The sensitiveness of selenium to light is known to everyone, and Mr. Shelford Bidwell has made experiments on the variations of conductivity exhibited by a mixture of sulphur and carbon.

Nearly four years ago M. Edouard Branly found that a burnished coat of porphyrised copper spread on glass or ebonite, diminished its resistance enormously, from some millions to some hundreds of ohms, when it was exposed to the neighbourhood, even the distant neighbourhood, of Leyden jar or coil sparks. He likewise found that a tube of metallic filings behaved similarly, and that both recovered their original resistance on shaking or tapping. Mr. Croft exhibited this fact recently at the Physical Society. M. Branly also made pastes and solid rods of filings, in Canada balsam and in sulphur, and found them likewise sensitive.[12]

With me the matter arose somewhat differently, as an outcome of the air gap detector employed with an electroscope by Boltzmann ([Fig. 16]).

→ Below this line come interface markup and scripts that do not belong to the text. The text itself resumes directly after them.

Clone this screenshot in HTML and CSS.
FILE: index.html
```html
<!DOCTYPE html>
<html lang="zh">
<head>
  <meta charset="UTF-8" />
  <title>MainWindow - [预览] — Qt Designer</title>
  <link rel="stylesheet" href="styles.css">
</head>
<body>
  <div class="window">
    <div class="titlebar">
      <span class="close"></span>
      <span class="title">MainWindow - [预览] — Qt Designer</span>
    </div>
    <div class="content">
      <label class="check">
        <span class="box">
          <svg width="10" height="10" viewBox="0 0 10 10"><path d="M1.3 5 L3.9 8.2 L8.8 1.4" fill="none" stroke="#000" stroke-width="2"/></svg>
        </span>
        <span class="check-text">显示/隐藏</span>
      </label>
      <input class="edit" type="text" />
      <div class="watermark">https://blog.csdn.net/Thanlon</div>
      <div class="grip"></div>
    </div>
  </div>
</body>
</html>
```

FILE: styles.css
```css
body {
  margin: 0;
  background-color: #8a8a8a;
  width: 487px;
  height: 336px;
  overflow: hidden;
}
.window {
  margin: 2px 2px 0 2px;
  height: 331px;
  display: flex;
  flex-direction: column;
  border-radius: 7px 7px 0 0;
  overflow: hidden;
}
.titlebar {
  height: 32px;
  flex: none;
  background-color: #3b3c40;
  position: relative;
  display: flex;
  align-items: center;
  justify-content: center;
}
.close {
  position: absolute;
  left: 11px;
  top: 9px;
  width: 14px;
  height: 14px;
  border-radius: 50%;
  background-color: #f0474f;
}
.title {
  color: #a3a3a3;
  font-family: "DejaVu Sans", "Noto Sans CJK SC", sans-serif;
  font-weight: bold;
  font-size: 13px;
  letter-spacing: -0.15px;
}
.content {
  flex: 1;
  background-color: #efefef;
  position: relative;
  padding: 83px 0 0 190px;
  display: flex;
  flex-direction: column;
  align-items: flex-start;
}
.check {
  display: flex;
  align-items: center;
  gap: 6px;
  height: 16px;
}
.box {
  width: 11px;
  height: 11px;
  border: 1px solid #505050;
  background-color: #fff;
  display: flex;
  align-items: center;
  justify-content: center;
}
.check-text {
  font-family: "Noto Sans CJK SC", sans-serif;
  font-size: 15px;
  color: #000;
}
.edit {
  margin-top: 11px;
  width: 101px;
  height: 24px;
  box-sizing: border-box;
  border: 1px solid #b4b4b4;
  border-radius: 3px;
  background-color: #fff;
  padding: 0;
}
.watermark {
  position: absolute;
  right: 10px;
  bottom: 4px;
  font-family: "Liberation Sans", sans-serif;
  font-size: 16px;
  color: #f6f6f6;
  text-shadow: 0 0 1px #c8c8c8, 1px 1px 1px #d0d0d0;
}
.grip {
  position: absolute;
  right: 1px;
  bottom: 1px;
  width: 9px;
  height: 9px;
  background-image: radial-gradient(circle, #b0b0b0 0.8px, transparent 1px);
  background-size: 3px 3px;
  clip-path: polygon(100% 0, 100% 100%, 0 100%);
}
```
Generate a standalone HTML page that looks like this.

For I had observed in 1889 that two knobs sufficiently close together, far too close to stand any voltage such as an electroscope can show, could, when a spark passed between them, actually cohere; conducting an ordinary bell-ringing current if a single voltaic cell was in circuit; and, if there were no such cell, exhibiting an electromotive force of their own sufficient to disturb a low resistance galvanometer vigorously, and sometimes requiring a faintly perceptible amount of force to detach them. The experiment was described to the Institution of Electrical Engineers in 1890,[13] and Prof. Hughes said he had observed the same thing.